▶ WHAT TO PRODUCE
Collect each line of the records containing the string "full".

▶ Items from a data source
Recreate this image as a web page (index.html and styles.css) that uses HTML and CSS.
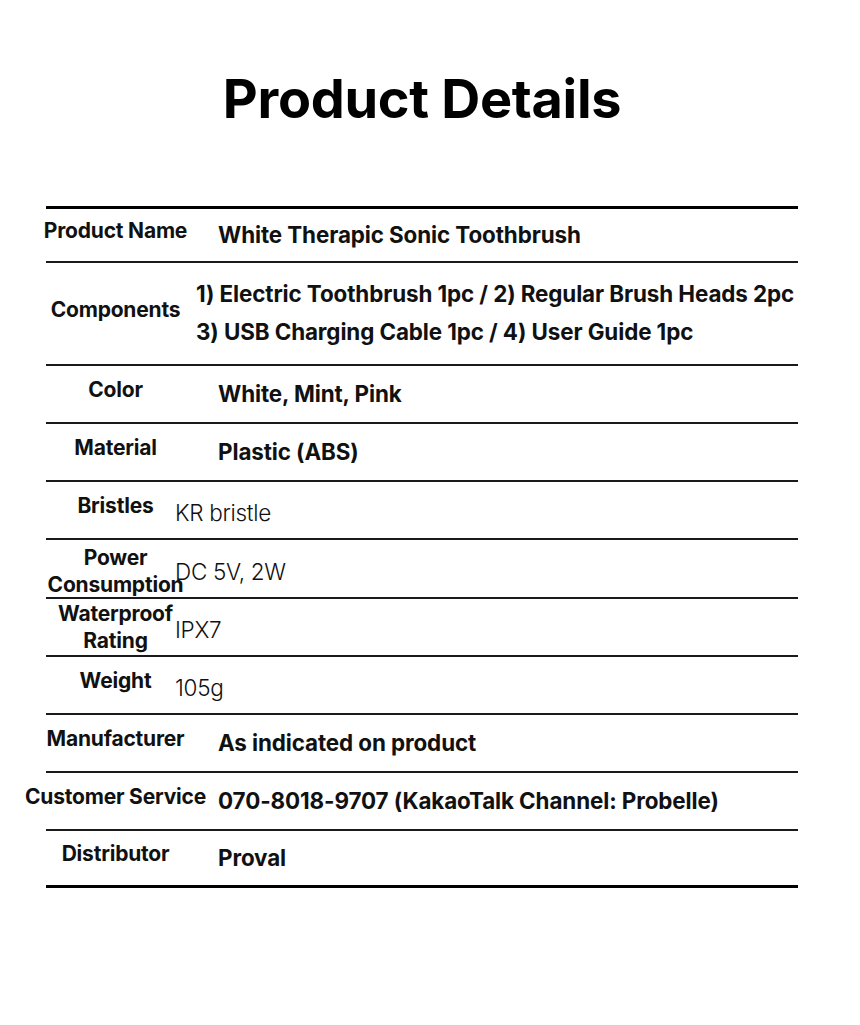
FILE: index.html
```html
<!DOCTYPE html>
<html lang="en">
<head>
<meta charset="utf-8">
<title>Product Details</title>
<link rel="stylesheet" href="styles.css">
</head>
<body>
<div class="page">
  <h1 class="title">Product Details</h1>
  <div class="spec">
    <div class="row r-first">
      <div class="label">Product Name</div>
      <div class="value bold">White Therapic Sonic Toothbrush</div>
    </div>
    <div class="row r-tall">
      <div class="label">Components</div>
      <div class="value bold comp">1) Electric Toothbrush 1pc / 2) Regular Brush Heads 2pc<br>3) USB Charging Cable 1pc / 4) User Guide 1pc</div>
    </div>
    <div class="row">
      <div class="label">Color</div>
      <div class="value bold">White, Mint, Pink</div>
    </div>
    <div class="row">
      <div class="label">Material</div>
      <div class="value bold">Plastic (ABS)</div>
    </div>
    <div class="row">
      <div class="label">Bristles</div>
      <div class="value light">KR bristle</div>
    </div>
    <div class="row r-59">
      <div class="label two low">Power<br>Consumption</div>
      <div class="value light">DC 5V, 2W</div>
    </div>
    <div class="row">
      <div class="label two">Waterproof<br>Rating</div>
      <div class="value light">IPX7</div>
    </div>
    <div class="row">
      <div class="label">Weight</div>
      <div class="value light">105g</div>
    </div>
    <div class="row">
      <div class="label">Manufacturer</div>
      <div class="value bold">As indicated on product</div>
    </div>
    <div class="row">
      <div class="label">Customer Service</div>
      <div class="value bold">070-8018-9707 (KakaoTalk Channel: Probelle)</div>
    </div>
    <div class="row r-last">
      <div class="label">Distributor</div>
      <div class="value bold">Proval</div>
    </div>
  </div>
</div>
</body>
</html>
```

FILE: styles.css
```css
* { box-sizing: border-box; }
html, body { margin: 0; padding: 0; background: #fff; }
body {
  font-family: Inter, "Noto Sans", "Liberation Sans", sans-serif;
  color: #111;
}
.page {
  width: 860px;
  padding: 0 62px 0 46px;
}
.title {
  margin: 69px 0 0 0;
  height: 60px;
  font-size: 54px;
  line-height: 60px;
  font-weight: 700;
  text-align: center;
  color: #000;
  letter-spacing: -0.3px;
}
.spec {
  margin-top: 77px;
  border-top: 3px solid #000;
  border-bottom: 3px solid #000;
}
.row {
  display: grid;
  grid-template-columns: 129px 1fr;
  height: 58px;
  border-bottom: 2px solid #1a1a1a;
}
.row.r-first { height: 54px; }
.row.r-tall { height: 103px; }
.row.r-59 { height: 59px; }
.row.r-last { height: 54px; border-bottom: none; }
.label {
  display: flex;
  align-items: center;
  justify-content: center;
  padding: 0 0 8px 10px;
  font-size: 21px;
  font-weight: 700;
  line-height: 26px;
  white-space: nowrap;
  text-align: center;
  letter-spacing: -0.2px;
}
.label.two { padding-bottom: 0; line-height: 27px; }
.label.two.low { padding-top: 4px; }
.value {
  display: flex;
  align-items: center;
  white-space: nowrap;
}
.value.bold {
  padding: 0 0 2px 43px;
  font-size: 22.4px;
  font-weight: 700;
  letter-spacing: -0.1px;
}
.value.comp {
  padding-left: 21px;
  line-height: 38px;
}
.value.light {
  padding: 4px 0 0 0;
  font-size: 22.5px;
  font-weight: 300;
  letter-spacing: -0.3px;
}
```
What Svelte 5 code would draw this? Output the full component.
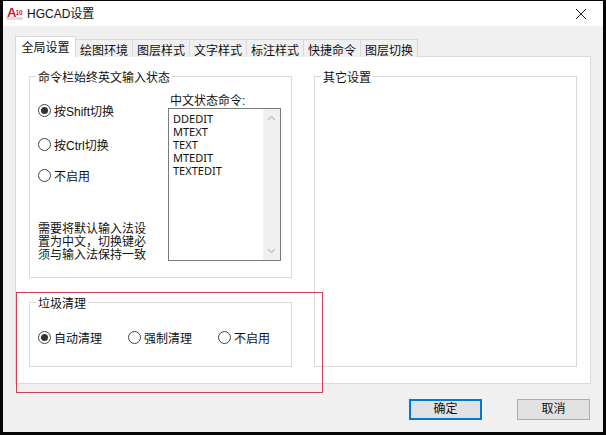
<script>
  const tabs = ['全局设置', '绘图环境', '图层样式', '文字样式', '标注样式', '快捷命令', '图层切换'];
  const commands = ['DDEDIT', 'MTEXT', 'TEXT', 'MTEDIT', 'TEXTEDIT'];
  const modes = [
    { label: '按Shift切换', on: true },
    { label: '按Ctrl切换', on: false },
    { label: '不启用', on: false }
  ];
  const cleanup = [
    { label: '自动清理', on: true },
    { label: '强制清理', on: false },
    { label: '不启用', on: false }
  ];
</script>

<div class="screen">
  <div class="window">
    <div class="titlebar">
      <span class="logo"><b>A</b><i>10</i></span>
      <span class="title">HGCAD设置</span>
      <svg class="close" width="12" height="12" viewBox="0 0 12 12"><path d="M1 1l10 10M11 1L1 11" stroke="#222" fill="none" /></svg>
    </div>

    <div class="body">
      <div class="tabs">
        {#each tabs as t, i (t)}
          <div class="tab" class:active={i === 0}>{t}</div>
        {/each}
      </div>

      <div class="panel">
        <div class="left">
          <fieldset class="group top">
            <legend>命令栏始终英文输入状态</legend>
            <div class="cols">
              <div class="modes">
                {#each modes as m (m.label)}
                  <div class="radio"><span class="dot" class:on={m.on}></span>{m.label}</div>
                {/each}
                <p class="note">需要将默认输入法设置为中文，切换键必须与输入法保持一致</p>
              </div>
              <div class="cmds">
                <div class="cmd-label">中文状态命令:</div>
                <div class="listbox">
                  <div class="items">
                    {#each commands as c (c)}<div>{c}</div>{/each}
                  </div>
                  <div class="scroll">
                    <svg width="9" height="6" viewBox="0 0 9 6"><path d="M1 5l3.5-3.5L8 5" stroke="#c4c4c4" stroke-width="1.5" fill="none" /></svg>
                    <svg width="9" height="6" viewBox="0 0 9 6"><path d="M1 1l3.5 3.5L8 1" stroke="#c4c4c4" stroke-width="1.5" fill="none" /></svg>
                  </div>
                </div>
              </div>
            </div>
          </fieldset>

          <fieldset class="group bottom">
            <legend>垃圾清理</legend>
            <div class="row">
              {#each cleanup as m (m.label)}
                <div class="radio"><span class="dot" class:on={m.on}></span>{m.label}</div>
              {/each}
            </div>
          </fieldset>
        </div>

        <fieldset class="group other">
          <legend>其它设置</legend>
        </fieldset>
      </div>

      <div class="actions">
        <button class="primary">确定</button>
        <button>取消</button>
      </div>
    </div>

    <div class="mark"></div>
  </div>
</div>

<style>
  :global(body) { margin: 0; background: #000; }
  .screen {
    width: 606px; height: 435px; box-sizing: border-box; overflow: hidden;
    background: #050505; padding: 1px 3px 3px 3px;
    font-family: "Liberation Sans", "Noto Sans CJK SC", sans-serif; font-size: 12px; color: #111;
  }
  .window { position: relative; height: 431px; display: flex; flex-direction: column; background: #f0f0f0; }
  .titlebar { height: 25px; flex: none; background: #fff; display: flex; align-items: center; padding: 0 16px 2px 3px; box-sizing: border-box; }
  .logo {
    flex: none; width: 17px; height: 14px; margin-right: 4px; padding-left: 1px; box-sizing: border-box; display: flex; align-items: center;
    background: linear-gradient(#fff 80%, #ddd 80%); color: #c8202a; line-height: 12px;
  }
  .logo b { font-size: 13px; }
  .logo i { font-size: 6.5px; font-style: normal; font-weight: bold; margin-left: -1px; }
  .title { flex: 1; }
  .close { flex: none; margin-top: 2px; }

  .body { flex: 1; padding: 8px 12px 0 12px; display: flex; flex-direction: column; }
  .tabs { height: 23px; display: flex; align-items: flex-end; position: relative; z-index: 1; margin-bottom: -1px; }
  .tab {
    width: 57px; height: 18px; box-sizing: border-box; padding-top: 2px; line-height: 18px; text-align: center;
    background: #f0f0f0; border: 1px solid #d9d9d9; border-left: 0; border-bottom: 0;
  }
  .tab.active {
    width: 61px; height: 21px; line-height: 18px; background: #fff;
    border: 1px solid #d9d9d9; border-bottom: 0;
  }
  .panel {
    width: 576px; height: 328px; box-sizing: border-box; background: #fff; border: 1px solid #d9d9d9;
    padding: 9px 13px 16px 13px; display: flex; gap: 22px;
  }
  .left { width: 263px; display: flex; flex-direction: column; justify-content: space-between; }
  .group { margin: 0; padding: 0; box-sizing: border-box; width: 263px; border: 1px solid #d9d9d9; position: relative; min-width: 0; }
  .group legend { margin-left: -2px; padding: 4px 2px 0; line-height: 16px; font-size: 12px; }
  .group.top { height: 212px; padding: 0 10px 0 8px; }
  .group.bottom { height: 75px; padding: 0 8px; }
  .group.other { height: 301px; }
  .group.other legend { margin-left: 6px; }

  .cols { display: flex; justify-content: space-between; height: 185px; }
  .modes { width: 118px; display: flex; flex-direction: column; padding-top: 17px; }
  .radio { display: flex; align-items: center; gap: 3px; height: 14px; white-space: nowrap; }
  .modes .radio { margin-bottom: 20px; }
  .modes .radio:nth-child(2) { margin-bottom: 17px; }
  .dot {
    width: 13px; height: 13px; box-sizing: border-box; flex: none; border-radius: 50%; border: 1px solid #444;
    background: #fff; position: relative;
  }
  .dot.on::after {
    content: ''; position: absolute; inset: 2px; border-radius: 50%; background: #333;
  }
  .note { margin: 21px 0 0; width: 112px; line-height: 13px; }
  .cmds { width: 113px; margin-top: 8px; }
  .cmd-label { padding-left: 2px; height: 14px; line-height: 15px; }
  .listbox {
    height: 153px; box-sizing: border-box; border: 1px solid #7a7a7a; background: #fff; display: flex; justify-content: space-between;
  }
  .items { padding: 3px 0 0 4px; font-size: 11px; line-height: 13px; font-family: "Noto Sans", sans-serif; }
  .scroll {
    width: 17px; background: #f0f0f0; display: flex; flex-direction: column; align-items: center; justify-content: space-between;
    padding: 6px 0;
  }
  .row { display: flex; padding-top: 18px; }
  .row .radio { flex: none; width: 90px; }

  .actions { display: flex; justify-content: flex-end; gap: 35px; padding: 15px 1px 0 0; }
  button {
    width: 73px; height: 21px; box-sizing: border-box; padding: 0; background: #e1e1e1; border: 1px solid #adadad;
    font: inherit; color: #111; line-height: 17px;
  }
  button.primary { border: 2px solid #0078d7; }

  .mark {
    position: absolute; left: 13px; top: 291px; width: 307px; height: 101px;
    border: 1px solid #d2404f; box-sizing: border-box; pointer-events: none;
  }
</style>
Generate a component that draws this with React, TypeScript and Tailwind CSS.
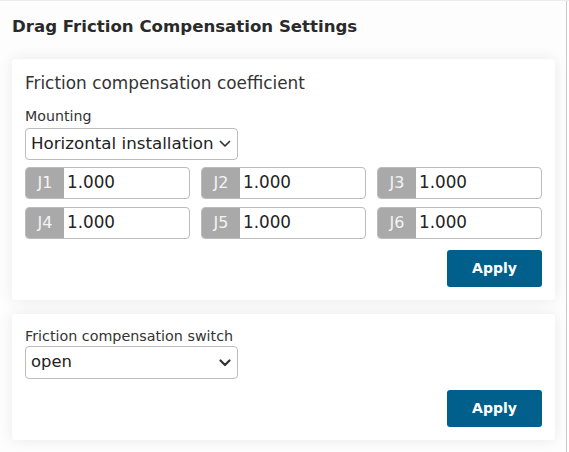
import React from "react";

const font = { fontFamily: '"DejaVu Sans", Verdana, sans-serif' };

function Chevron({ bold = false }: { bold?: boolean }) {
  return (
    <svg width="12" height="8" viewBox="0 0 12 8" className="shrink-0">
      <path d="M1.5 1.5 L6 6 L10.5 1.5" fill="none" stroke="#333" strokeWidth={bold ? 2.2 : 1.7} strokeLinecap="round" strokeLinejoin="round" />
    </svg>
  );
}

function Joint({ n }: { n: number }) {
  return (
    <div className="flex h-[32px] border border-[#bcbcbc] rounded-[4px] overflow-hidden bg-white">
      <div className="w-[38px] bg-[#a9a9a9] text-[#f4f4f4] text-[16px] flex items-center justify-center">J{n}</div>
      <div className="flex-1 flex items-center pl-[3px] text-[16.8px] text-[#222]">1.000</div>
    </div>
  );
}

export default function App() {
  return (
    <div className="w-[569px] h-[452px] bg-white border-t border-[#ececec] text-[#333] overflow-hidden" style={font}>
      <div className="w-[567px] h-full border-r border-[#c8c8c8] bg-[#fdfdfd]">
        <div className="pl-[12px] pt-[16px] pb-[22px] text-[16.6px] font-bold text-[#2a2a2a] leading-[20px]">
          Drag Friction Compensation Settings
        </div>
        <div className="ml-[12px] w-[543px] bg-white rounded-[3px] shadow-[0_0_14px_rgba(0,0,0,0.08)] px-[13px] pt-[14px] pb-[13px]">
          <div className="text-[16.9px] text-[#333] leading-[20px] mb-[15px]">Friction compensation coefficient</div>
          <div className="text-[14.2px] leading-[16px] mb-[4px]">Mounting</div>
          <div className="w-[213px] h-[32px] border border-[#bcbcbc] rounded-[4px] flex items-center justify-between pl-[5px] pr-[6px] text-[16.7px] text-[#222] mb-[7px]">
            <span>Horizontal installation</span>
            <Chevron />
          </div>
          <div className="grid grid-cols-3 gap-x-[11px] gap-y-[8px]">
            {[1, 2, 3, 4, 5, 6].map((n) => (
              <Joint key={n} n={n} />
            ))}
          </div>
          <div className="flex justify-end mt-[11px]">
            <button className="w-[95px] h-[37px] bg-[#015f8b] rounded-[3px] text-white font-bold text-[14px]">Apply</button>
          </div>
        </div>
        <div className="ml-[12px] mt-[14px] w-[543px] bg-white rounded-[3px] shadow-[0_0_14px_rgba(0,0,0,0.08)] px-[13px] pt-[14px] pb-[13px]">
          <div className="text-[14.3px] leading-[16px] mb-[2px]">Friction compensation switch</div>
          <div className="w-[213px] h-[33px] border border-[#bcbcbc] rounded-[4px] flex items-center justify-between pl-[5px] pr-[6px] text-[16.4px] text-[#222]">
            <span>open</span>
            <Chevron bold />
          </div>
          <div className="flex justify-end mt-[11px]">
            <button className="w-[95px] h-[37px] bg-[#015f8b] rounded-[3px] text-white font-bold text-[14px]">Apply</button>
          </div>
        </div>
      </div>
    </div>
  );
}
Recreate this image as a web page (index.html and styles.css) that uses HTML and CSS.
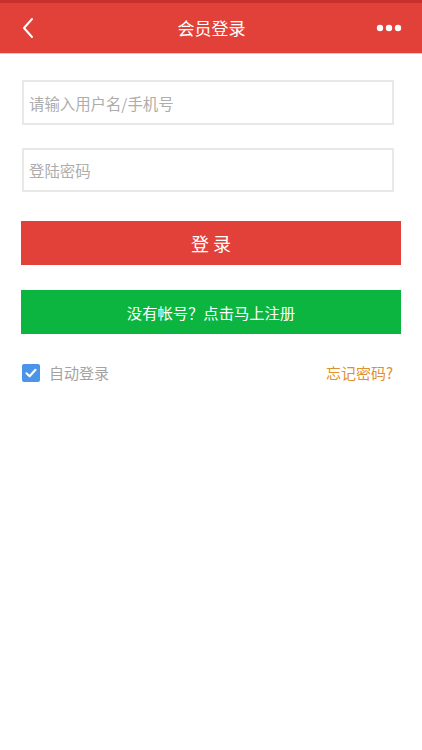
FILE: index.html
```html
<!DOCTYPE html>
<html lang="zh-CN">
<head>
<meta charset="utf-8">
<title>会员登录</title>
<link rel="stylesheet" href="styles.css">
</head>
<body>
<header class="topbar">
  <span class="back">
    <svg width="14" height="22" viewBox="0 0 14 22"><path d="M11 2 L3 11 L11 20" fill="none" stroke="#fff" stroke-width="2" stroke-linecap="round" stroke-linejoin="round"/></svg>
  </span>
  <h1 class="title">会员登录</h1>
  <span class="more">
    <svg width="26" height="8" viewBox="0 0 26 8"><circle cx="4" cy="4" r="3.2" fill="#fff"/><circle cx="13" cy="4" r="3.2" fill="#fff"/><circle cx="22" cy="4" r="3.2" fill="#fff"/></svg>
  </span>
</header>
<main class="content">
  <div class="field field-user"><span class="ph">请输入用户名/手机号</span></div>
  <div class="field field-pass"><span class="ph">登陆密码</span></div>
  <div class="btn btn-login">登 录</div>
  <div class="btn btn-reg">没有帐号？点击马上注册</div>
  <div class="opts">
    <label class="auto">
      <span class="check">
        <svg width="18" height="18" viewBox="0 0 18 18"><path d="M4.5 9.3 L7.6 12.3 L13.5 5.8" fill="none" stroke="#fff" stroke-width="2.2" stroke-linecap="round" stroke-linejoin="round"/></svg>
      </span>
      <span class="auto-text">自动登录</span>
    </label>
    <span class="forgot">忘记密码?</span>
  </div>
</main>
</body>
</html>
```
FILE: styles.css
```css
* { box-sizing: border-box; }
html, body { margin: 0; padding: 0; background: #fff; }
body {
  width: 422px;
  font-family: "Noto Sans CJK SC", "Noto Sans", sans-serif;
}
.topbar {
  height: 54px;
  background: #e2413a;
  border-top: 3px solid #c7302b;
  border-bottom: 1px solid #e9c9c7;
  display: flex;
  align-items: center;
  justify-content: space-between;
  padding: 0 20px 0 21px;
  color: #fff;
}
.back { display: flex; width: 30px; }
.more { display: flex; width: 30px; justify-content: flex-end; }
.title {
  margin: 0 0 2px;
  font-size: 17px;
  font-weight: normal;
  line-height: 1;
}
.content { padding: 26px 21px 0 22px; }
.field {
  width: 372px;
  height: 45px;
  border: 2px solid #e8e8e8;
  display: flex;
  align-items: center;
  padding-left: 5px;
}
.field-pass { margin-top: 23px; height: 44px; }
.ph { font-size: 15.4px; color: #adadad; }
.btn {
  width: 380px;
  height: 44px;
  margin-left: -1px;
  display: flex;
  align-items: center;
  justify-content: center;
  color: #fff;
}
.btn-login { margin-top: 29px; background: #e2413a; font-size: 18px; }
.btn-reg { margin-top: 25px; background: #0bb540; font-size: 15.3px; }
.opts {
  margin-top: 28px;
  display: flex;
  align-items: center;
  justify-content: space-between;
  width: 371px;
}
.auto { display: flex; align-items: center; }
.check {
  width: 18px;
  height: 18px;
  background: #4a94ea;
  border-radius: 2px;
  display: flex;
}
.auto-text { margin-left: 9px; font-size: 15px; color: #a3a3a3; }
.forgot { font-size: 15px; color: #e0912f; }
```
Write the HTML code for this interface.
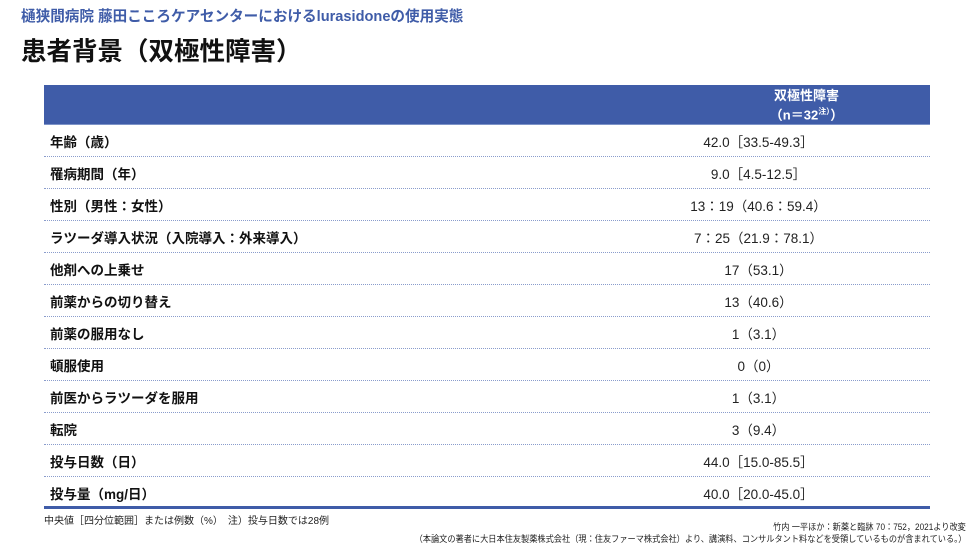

▶ REPLY
What Svelte 5 code would draw this? Output the full component.
      <div className="w-[567px] h-full border-r border-[#c8c8c8] bg-[#fdfdfd]">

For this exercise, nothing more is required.